## Begin Data segment
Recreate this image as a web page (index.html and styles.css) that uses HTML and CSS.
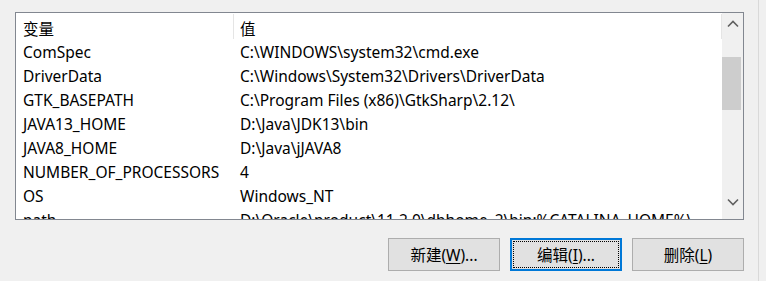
FILE: index.html
```html
<!DOCTYPE html>
<html lang="zh-CN">
<head>
<meta charset="utf-8">
<title>环境变量</title>
<link rel="stylesheet" href="styles.css">
</head>
<body>
<div class="dialog">
  <div class="listbox">
    <div class="table">
      <div class="header">
        <div class="hcell c1">变量</div>
        <div class="hcell c2">值</div>
      </div>
      <div class="rows">
        <div class="row"><div class="cell c1">ComSpec</div><div class="cell c2">C:\WINDOWS\system32\cmd.exe</div></div>
        <div class="row"><div class="cell c1">DriverData</div><div class="cell c2">C:\Windows\System32\Drivers\DriverData</div></div>
        <div class="row"><div class="cell c1">GTK_BASEPATH</div><div class="cell c2">C:\Program Files (x86)\GtkSharp\2.12\</div></div>
        <div class="row"><div class="cell c1">JAVA13_HOME</div><div class="cell c2">D:\Java\JDK13\bin</div></div>
        <div class="row"><div class="cell c1">JAVA8_HOME</div><div class="cell c2">D:\Java\jJAVA8</div></div>
        <div class="row"><div class="cell c1">NUMBER_OF_PROCESSORS</div><div class="cell c2">4</div></div>
        <div class="row"><div class="cell c1">OS</div><div class="cell c2">Windows_NT</div></div>
        <div class="row"><div class="cell c1">path</div><div class="cell c2">D:\Oracle\product\11.2.0\dbhome_2\bin;%CATALINA_HOME%\</div></div>
      </div>
    </div>
    <div class="scrollbar">
      <div class="arrow">
        <svg width="12" height="8" viewBox="0 0 12 8"><path d="M1 6.5 L6 1.5 L11 6.5" fill="none" stroke="#606060" stroke-width="1.6"/></svg>
      </div>
      <div class="track">
        <div class="thumb"></div>
      </div>
      <div class="arrow down">
        <svg width="12" height="8" viewBox="0 0 12 8"><path d="M1 1.5 L6 6.5 L11 1.5" fill="none" stroke="#606060" stroke-width="1.6"/></svg>
      </div>
    </div>
  </div>
  <div class="buttons">
    <button class="btn">新建(<u>W</u>)...</button>
    <button class="btn focused"><span class="focusrect">编辑(<u>I</u>)...</span></button>
    <button class="btn">删除(<u>L</u>)</button>
  </div>
</div>
</body>
</html>
```

FILE: styles.css
```css
html, body {
  margin: 0;
  padding: 0;
  background: #f0f0f0;
}
body {
  width: 766px;
  height: 281px;
  overflow: hidden;
  font-family: "Noto Sans", "Noto Sans CJK SC", sans-serif;
  font-size: 15.5px;
  color: #000;
}
.dialog {
  width: 759px;
  height: 281px;
  box-sizing: border-box;
  border-right: 1px solid #d9d9d9;
  padding: 12px 15px 0 15px;
}
.listbox {
  display: flex;
  width: 729px;
  height: 208px;
  box-sizing: border-box;
  border: 1px solid #828790;
  background: #fff;
}
.table {
  width: 706px;
  overflow: hidden;
}
.header {
  display: flex;
  height: 27px;
  align-items: stretch;
}
.hcell {
  display: flex;
  align-items: center;
  box-sizing: border-box;
  padding-top: 3px;
  border-right: 1px solid #e5e5e5;
  margin: 1px 0 1px 0;
}
.c1 {
  width: 218px;
  padding-left: 7px;
  box-sizing: border-box;
  flex: none;
}
.c2 {
  width: 488px;
  padding-left: 6px;
  box-sizing: border-box;
  flex: none;
  white-space: nowrap;
  overflow: hidden;
}
.row {
  display: flex;
  height: 24px;
  align-items: center;
}
.cell {
  white-space: nowrap;
  line-height: 24px;
}
.scrollbar {
  width: 21px;
  display: flex;
  flex-direction: column;
  background: #f0f0f0;
}
.arrow {
  height: 21px;
  display: flex;
  align-items: center;
  justify-content: center;
  flex: none;
}
.arrow.down {
  height: 25px;
  align-items: flex-start;
  padding-top: 4px;
  box-sizing: border-box;
}
.track {
  flex: 1;
  padding-top: 23px;
}
.thumb {
  width: 19px;
  height: 53px;
  background: #cdcdcd;
}
.buttons {
  display: flex;
  justify-content: flex-end;
  gap: 10px;
  margin-top: 18px;
  margin-right: -1px;
}
.btn {
  width: 112px;
  height: 33px;
  box-sizing: border-box;
  border: 1px solid #adadad;
  background: #e1e1e1;
  font-family: "Noto Sans", "Noto Sans CJK SC", sans-serif;
  font-size: 15.5px;
  color: #000;
  padding: 0;
  display: flex;
  align-items: center;
  justify-content: center;
}
.btn u {
  text-decoration-thickness: 1px;
  text-underline-offset: 2px;
}
.focused {
  border: 2px solid #0078d7;
  padding: 1px;
}
.focusrect {
  flex: 1;
  align-self: stretch;
  display: flex;
  align-items: center;
  justify-content: center;
  border: 1px dotted #000;
}
```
## End Data segment
- **Task instructions**: Repeat the listing in full and exactly. Do not include any images.

- **Exercise response**:
Recreate this image as a web page (index.html and styles.css) that uses HTML and CSS.
FILE: index.html
```html
<!DOCTYPE html>
<html lang="zh-CN">
<head>
<meta charset="utf-8">
<title>环境变量</title>
<link rel="stylesheet" href="styles.css">
</head>
<body>
<div class="dialog">
  <div class="listbox">
    <div class="table">
      <div class="header">
        <div class="hcell c1">变量</div>
        <div class="hcell c2">值</div>
      </div>
      <div class="rows">
        <div class="row"><div class="cell c1">ComSpec</div><div class="cell c2">C:\WINDOWS\system32\cmd.exe</div></div>
        <div class="row"><div class="cell c1">DriverData</div><div class="cell c2">C:\Windows\System32\Drivers\DriverData</div></div>
        <div class="row"><div class="cell c1">GTK_BASEPATH</div><div class="cell c2">C:\Program Files (x86)\GtkSharp\2.12\</div></div>
        <div class="row"><div class="cell c1">JAVA13_HOME</div><div class="cell c2">D:\Java\JDK13\bin</div></div>
        <div class="row"><div class="cell c1">JAVA8_HOME</div><div class="cell c2">D:\Java\jJAVA8</div></div>
        <div class="row"><div class="cell c1">NUMBER_OF_PROCESSORS</div><div class="cell c2">4</div></div>
        <div class="row"><div class="cell c1">OS</div><div class="cell c2">Windows_NT</div></div>
        <div class="row"><div class="cell c1">path</div><div class="cell c2">D:\Oracle\product\11.2.0\dbhome_2\bin;%CATALINA_HOME%\</div></div>
      </div>
    </div>
    <div class="scrollbar">
      <div class="arrow">
        <svg width="12" height="8" viewBox="0 0 12 8"><path d="M1 6.5 L6 1.5 L11 6.5" fill="none" stroke="#606060" stroke-width="1.6"/></svg>
      </div>
      <div class="track">
        <div class="thumb"></div>
      </div>
      <div class="arrow down">
        <svg width="12" height="8" viewBox="0 0 12 8"><path d="M1 1.5 L6 6.5 L11 1.5" fill="none" stroke="#606060" stroke-width="1.6"/></svg>
      </div>
    </div>
  </div>
  <div class="buttons">
    <button class="btn">新建(<u>W</u>)...</button>
    <button class="btn focused"><span class="focusrect">编辑(<u>I</u>)...</span></button>
    <button class="btn">删除(<u>L</u>)</button>
  </div>
</div>
</body>
</html>
```

FILE: styles.css
```css
html, body {
  margin: 0;
  padding: 0;
  background: #f0f0f0;
}
body {
  width: 766px;
  height: 281px;
  overflow: hidden;
  font-family: "Noto Sans", "Noto Sans CJK SC", sans-serif;
  font-size: 15.5px;
  color: #000;
}
.dialog {
  width: 759px;
  height: 281px;
  box-sizing: border-box;
  border-right: 1px solid #d9d9d9;
  padding: 12px 15px 0 15px;
}
.listbox {
  display: flex;
  width: 729px;
  height: 208px;
  box-sizing: border-box;
  border: 1px solid #828790;
  background: #fff;
}
.table {
  width: 706px;
  overflow: hidden;
}
.header {
  display: flex;
  height: 27px;
  align-items: stretch;
}
.hcell {
  display: flex;
  align-items: center;
  box-sizing: border-box;
  padding-top: 3px;
  border-right: 1px solid #e5e5e5;
  margin: 1px 0 1px 0;
}
.c1 {
  width: 218px;
  padding-left: 7px;
  box-sizing: border-box;
  flex: none;
}
.c2 {
  width: 488px;
  padding-left: 6px;
  box-sizing: border-box;
  flex: none;
  white-space: nowrap;
  overflow: hidden;
}
.row {
  display: flex;
  height: 24px;
  align-items: center;
}
.cell {
  white-space: nowrap;
  line-height: 24px;
}
.scrollbar {
  width: 21px;
  display: flex;
  flex-direction: column;
  background: #f0f0f0;
}
.arrow {
  height: 21px;
  display: flex;
  align-items: center;
  justify-content: center;
  flex: none;
}
.arrow.down {
  height: 25px;
  align-items: flex-start;
  padding-top: 4px;
  box-sizing: border-box;
}
.track {
  flex: 1;
  padding-top: 23px;
}
.thumb {
  width: 19px;
  height: 53px;
  background: #cdcdcd;
}
.buttons {
  display: flex;
  justify-content: flex-end;
  gap: 10px;
  margin-top: 18px;
  margin-right: -1px;
}
.btn {
  width: 112px;
  height: 33px;
  box-sizing: border-box;
  border: 1px solid #adadad;
  background: #e1e1e1;
  font-family: "Noto Sans", "Noto Sans CJK SC", sans-serif;
  font-size: 15.5px;
  color: #000;
  padding: 0;
  display: flex;
  align-items: center;
  justify-content: center;
}
.btn u {
  text-decoration-thickness: 1px;
  text-underline-offset: 2px;
}
.focused {
  border: 2px solid #0078d7;
  padding: 1px;
}
.focusrect {
  flex: 1;
  align-self: stretch;
  display: flex;
  align-items: center;
  justify-content: center;
  border: 1px dotted #000;
}
```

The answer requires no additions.